Can You Go Home?

Earl Middleton | March 17th, 2010 - 2:10 pm

Learn to do well; seek judgment, relieve the oppressed, judge the fatherless, plead for the widow.” ~Isaiah 1:17 (KJV)

God is obssessed with underdogs. The oppressed, the widow, the orphan. So much so that He defines the true purpose of learning as becoming equipped to defend and deliver His underdogs. Jesus went even further and suggested the underdog, and orphans in particular, are the leading, and perhaps only, class of people in the kingdom of God (Mark 10:14). You might say, “that’s exclusionary!” Well, hate to be the one to break it down to you, man, but the kingdom actually is an exclusive realm. Don’t fret so hard, though, because if the locks on the pearly gates require latchkeys and fatherless children are indeed the only folks who will make it in, the joint may be more populated than most might think.

Check the stats: 30 million American kids are fatherless (don’t have a dad living with them); 85% of all kids exhibiting behavioral disorders are fatherless; 71% of all high school dropouts and 70% of all juveniles in state operated institutions are fatherless; and, according to UNICEF, there are a whopping 208 million fatherless orphans globally. Yo, there are a lot of orphans in our world. And these are just the stats for the under 18 crowd. Fatherlessness is not cured by turning 19. What of the almost one billion around the world who have survived hellish childhoods to become wounded adults? You know what? Because you’re reading this, there’s a good chance you might be one of those. An adult survivor of fatherlessness. An old orphan. A preject.
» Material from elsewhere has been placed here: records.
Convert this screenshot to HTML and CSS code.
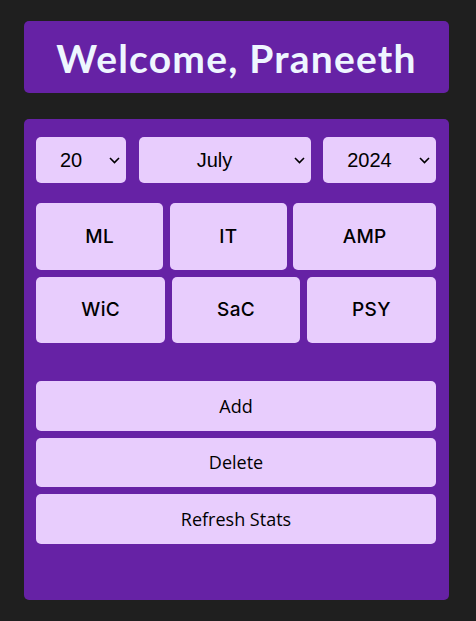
FILE: index.html
```html
<!DOCTYPE html>
<html lang="en">
<head>
<meta charset="utf-8">
<title>Welcome</title>
<link rel="stylesheet" href="styles.css">
</head>
<body>
<main class="page">
  <header class="banner">
    <h1 class="title">Welcome, Praneeth</h1>
  </header>
  <section class="panel">
    <div class="date-row">
      <div class="picker picker-day">
        <select class="select"><option>20</option></select>
        <svg class="chev" width="11" height="7" viewBox="0 0 11 7"><path d="M1 1 L5.5 5.5 L10 1" fill="none" stroke="#000" stroke-width="1.6"/></svg>
      </div>
      <div class="picker picker-month">
        <select class="select"><option>July</option></select>
        <svg class="chev" width="11" height="7" viewBox="0 0 11 7"><path d="M1 1 L5.5 5.5 L10 1" fill="none" stroke="#000" stroke-width="1.6"/></svg>
      </div>
      <div class="picker picker-year">
        <select class="select"><option>2024</option></select>
        <svg class="chev" width="11" height="7" viewBox="0 0 11 7"><path d="M1 1 L5.5 5.5 L10 1" fill="none" stroke="#000" stroke-width="1.6"/></svg>
      </div>
    </div>
    <div class="subjects">
      <button class="subject">ML</button>
      <button class="subject">IT</button>
      <button class="subject">AMP</button>
      <button class="subject">WiC</button>
      <button class="subject">SaC</button>
      <button class="subject">PSY</button>
    </div>
    <div class="actions">
      <button class="action">Add</button>
      <button class="action">Delete</button>
      <button class="action">Refresh Stats</button>
    </div>
  </section>
</main>
</body>
</html>
```
FILE: styles.css
```css
html, body {
  margin: 0;
  padding: 0;
  background: #1f1f1f;
}
.page {
  padding: 21px 27px 21px 24px;
  display: flex;
  flex-direction: column;
  gap: 26px;
}
.banner {
  background: #6622a5;
  border-radius: 5px;
  height: 72px;
  display: flex;
  align-items: center;
  justify-content: center;
}
.title {
  margin: 0;
  font-family: Lato, "DejaVu Sans", sans-serif;
  font-weight: 700;
  font-size: 39px;
  color: #eef6ff;
  letter-spacing: 1.2px;
  padding-top: 2px;
}
.panel {
  background: #6622a5;
  border-radius: 5px;
  padding: 18px 13px 57px 12px;
  height: 481px;
  box-sizing: border-box;
  display: flex;
  flex-direction: column;
}
.date-row {
  display: flex;
  gap: 12.5px;
}
.picker {
  position: relative;
  height: 46px;
}
.picker-day { width: 90px; }
.picker-month { width: 172px; }
.picker-year { width: 113px; }
.select {
  appearance: none;
  -webkit-appearance: none;
  width: 100%;
  height: 100%;
  border: none;
  border-radius: 5px;
  background: #e8cdfd;
  font-family: "Liberation Sans", Arial, sans-serif;
  font-size: 20px;
  color: #000;
  text-align: center;
  text-align-last: center;
  padding: 0 20px 0 0;
  box-sizing: border-box;
}
.chev {
  position: absolute;
  right: 6px;
  top: 20px;
  pointer-events: none;
}
.subjects {
  display: flex;
  flex-wrap: wrap;
  gap: 7px 6.5px;
  margin-top: 20px;
}
.subject {
  flex: 1 1 auto;
  height: 66.5px;
  padding: 0 40px;
  border: none;
  border-radius: 5px;
  background: #e8cdfd;
  font-family: Inter, "Noto Sans", sans-serif;
  font-weight: 500;
  font-size: 19px;
  letter-spacing: 0.3px;
  color: #000;
}
.actions {
  display: flex;
  flex-direction: column;
  gap: 7px;
  margin-top: 38px;
}
.action {
  height: 49.5px;
  border: none;
  border-radius: 5px;
  background: #e8cdfd;
  font-family: "Open Sans", "Noto Sans", sans-serif;
  font-size: 18px;
  color: #000;
}
```
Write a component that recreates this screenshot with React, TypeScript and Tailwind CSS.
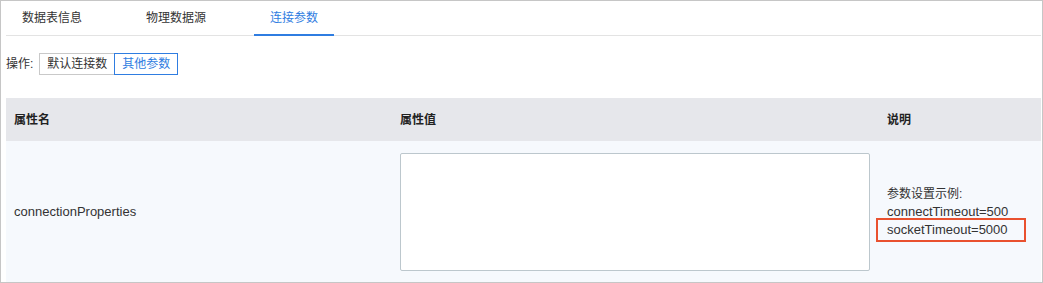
import { useState } from 'react';

const tabs = ['数据表信息', '物理数据源', '连接参数'];

export default function App() {
  const [active, setActive] = useState(2);
  const [mode, setMode] = useState<'default' | 'other'>('other');
  const [value, setValue] = useState('');

  return (
    <div className="h-[283px] w-[1043px] overflow-hidden border border-[#c6c6c6] bg-white font-['Liberation_Sans','Noto_Sans_CJK_SC',sans-serif] text-[12px] text-[#333]">
      <div className="ml-[5px] mr-px flex h-[35px] gap-8 border-b border-[#e3e3e3]">
        {tabs.map((tab, i) => (
          <button
            key={tab}
            onClick={() => setActive(i)}
            className={
              i === active
                ? 'h-[35px] border-b-2 border-[#2f7de1] px-4 pt-px text-[12px] text-[#2f7de1]'
                : 'h-[35px] border-b-2 border-transparent px-4 pt-px text-[12px] text-[#333]'
            }
          >
            {tab}
          </button>
        ))}
      </div>

      <div className="ml-[5px] mt-[17px] flex items-center">
        <span className="mr-[6px] text-[12px] text-[#333]">操作:</span>
        <button
          onClick={() => setMode('default')}
          className={
            mode === 'default'
              ? 'relative z-10 h-[22px] border border-[#2f7de1] px-[7px] text-[12px] text-[#2f7de1]'
              : 'h-[22px] border border-[#c9c9c9] px-[7px] text-[12px] text-[#333]'
          }
        >
          默认连接数
        </button>
        <button
          onClick={() => setMode('other')}
          className={
            mode === 'other'
              ? 'relative z-10 -ml-px h-[22px] border border-[#2f7de1] px-[7px] text-[12px] text-[#2f7de1]'
              : '-ml-px h-[22px] border border-[#c9c9c9] px-[7px] text-[12px] text-[#333]'
          }
        >
          其他参数
        </button>
      </div>

      <table className="ml-[5px] mt-[23px] w-[1035px] table-fixed border-collapse">
        <colgroup>
          <col className="w-[386px]" />
          <col className="w-[487px]" />
          <col />
        </colgroup>
        <thead>
          <tr className="h-[43px] bg-[#e6e7eb] text-left">
            <th className="px-2 text-[12px] font-bold text-[#222]">属性名</th>
            <th className="px-2 text-[12px] font-bold text-[#222]">属性值</th>
            <th className="px-2 text-[12px] font-bold text-[#222]">说明</th>
          </tr>
        </thead>
        <tbody>
          <tr className="bg-[#f6f9fd]">
            <td className="px-2 align-middle text-[13px] text-[#333]">connectionProperties</td>
            <td className="py-3 pl-2 pr-[9px]">
              <textarea
                value={value}
                onChange={(e) => setValue(e.target.value)}
                className="block h-[118px] w-full resize-none rounded-[2px] border border-[#bcc7cd] bg-white p-2 text-[12px] outline-none focus:border-[#2f7de1]"
              />
            </td>
            <td className="px-2 align-middle text-[13px] leading-[18px] text-[#333]">
              <div className="text-[12px]">参数设置示例:</div>
              <div>connectTimeout=500</div>
              <div className="relative">
                socketTimeout=5000
                <span className="pointer-events-none absolute -top-[3px] -left-[11px] h-[24px] w-[150px] border-2 border-[#e9512f]" />
              </div>
            </td>
          </tr>
        </tbody>
      </table>
    </div>
  );
}
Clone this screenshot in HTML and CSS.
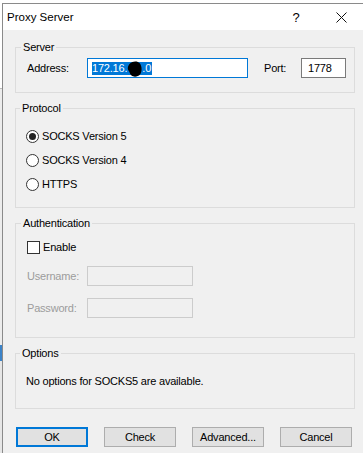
FILE: index.html
```html
<!DOCTYPE html>
<html>
<head>
<meta charset="utf-8">
<link rel="stylesheet" href="styles.css">
</head>
<body>
<div class="screen">
  <div class="behind">
    <div class="behind-top"></div>
    <div class="behind-mid"></div>
    <div class="behind-mark"></div>
    <div class="behind-low"></div>
  </div>
  <div class="dialog">
    <div class="titlebar">
      <span class="title">Proxy Server</span>
      <span class="tb-btn help">?</span>
      <span class="tb-btn close"><svg width="11" height="11" viewBox="0 0 11 11"><path d="M0.5 0.5L10.5 10.5M10.5 0.5L0.5 10.5" stroke="#111" stroke-width="1" fill="none"/></svg></span>
    </div>
    <div class="content">
      <fieldset class="group server">
        <legend>Server</legend>
        <div class="row">
          <span class="lbl addr-lbl">Address:</span>
          <div class="field addr"><span class="sel">172.16.<span class="redact"><svg width="15" height="16" viewBox="0 0 15 16"><path d="M3 2.5 C5.5 0 10.5 -0.5 13 2.5 C15 5.5 15.2 10.5 13 13.5 C11 16 6.5 16.3 4.5 14.5 C2.5 13 3 11 1.5 9.5 C0 7.5 1 4.5 3 2.5 Z" fill="#000"/></svg></span>.0</span></div>
          <span class="lbl port-lbl">Port:</span>
          <div class="field port">1778</div>
        </div>
      </fieldset>

      <fieldset class="group protocol">
        <legend>Protocol</legend>
        <div class="opt">
          <svg class="radio" width="13" height="13" viewBox="0 0 13 13"><circle cx="6.5" cy="6.5" r="6" fill="#fff" stroke="#333"/><circle cx="6.5" cy="6.5" r="3.5" fill="#222"/></svg>
          <span>SOCKS Version 5</span>
        </div>
        <div class="opt">
          <svg class="radio" width="13" height="13" viewBox="0 0 13 13"><circle cx="6.5" cy="6.5" r="6" fill="#fff" stroke="#333"/></svg>
          <span>SOCKS Version 4</span>
        </div>
        <div class="opt">
          <svg class="radio" width="13" height="13" viewBox="0 0 13 13"><circle cx="6.5" cy="6.5" r="6" fill="#fff" stroke="#333"/></svg>
          <span>HTTPS</span>
        </div>
      </fieldset>

      <fieldset class="group auth">
        <legend>Authentication</legend>
        <div class="opt check-row">
          <span class="checkbox"></span>
          <span>Enable</span>
        </div>
        <div class="row cred user">
          <span class="lbl dis addr-lbl">Username:</span>
          <div class="field disabled"></div>
        </div>
        <div class="row cred pass">
          <span class="lbl dis addr-lbl">Password:</span>
          <div class="field disabled"></div>
        </div>
      </fieldset>

      <fieldset class="group options">
        <legend>Options</legend>
        <div class="note">No options for SOCKS5 are available.</div>
      </fieldset>

      <div class="buttons">
        <button class="btn default">OK</button>
        <button class="btn">Check</button>
        <button class="btn">Advanced...</button>
        <button class="btn">Cancel</button>
      </div>
    </div>
  </div>
</div>
</body>
</html>
```
FILE: styles.css
```css
html, body {
  margin: 0;
  padding: 0;
}
body {
  width: 363px;
  height: 453px;
  overflow: hidden;
  background: #fff;
  font-family: "Liberation Sans", Arial, sans-serif;
  font-size: 11px;
  letter-spacing: -0.2px;
  color: #000;
}
.screen {
  display: flex;
  height: 453px;
}
.behind {
  width: 3px;
  display: flex;
  flex-direction: column;
}
.behind-top {
  height: 88px;
  background: #fff;
  border-bottom: 1px solid #bbb;
}
.behind-mid {
  height: 256px;
  background: #ececec;
}
.behind-mark {
  height: 16px;
  background: #3b83c8;
}
.behind-low {
  flex: 1;
  background: #e6e6e6;
}
.dialog {
  flex: 1;
  margin-top: 3px;
  border-top: 1px solid #8a8a8a;
  border-left: 1px solid #8a8a8a;
  background: #f0f0f0;
  display: flex;
  flex-direction: column;
}
.titlebar {
  height: 26px;
  background: #fff;
  display: flex;
  align-items: center;
}
.title {
  flex: 1;
  padding-left: 4px;
  font-size: 11.5px;
  letter-spacing: 0;
}
.tb-btn {
  width: 46px;
  height: 26px;
  display: flex;
  align-items: center;
  justify-content: center;
}
.help {
  font-size: 13px;
  letter-spacing: 0;
}
.close {
  width: 44px;
}
.content {
  padding: 11px 8px 0 12px;
  display: flex;
  flex-direction: column;
  gap: 9px;
}
.group {
  margin: 0;
  min-width: 0;
  border: 1px solid #dcdcdc;
  padding: 0 8px 0 11px;
}
.group legend {
  padding: 0 2px;
  margin-left: -6px;
  line-height: 13px;
  font-size: 11px;
}
.row {
  display: flex;
  align-items: center;
  height: 20px;
}
.server {
  padding-top: 4px;
  padding-bottom: 14px;
}
.lbl {
  white-space: nowrap;
}
.addr-lbl {
  width: 60px;
}
.port-lbl {
  width: 37px;
  margin-left: 16px;
}
.field {
  box-sizing: border-box;
  height: 20px;
  border: 1px solid #7a7a7a;
  background: #fff;
  padding: 0 4px;
  display: flex;
  align-items: center;
  white-space: nowrap;
}
.addr {
  width: 161px;
  border-color: #0078d7;
}
.port {
  width: 45px;
  padding-left: 6px;
}
.sel {
  background: #0078d7;
  color: #fff;
  line-height: 13px;
  padding-right: 1px;
  display: inline-flex;
  align-items: center;
}
.redact {
  display: inline-block;
  width: 15px;
  height: 13px;
  position: relative;
}
.redact svg {
  position: absolute;
  left: 0;
  top: -1px;
}
.protocol {
  padding-top: 9px;
  padding-bottom: 11px;
  padding-left: 10px;
}
.opt {
  height: 24px;
  display: flex;
  align-items: center;
  gap: 3px;
}
.radio {
  display: block;
}
.auth {
  padding-top: 5px;
  padding-bottom: 19px;
}
.checkbox {
  box-sizing: border-box;
  width: 13px;
  height: 13px;
  border: 1px solid #333;
  background: #fff;
}
.check-row {
  gap: 3px;
}
.user {
  margin-top: 7px;
}
.pass {
  margin-top: 12px;
}
.dis {
  color: #9c9c9c;
}
.disabled {
  width: 106px;
  border-color: #cccccc;
  background: #f0f0f0;
}
.options {
  padding-top: 15px;
  padding-bottom: 20px;
  padding-left: 10px;
}
.note {
  line-height: 13px;
}
.buttons {
  margin-top: 9px;
  padding-left: 1px;
  display: flex;
  gap: 16px;
}
.btn {
  box-sizing: border-box;
  width: 72px;
  height: 20px;
  margin: 0;
  padding: 0;
  background: #e1e1e1;
  border: 1px solid #adadad;
  border-radius: 0;
  font-family: "Liberation Sans", Arial, sans-serif;
  font-size: 11px;
  letter-spacing: -0.2px;
  color: #000;
}
.btn.default {
  border: 2px solid #0078d7;
}
```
Gil Scott-Heron wrote and performed with the preject in mind, back in a day when most of America thought a fatherless-orphan-preject was just the sad creature showing up on TV screens with distended belly, brown face, floured lips and more flies on their head than hair. But he defined home in a way only a preject can understand. Home is where the hatred is. And if you can understand it, feel it, then maybe you’re a preject, too. It’s really simple. If you can’t go home, you’re a preject. If you feel pain when you go home, you’re a preject. If it seems like a good idea to never go home again, you’re a preject. If dad is home, but you’re not welcomed and championed, just tolerated, you’re a preject. If you’re 55, white, and never hosted a fly on your head, but when you think of home you think of hurt, you’re a preject.

And, if you’re a preject, I do have some good news for you: God is obssessed with you! He’s set His house up to be a welcoming, championing environment for you. And just when you thought you couldn’t go home, He’s redefined and relocated home for you. Gil, writing from his pain that he tried, unsuccessfully, to chase on a horse, only knew of the home where hatred lived. I knew that home, too. Still do. But I can tell you, from a place of healing, that there is another home, where Father is. Where the door is always open and latchkeys are obsolete. And all it takes to get there is to start the short journey.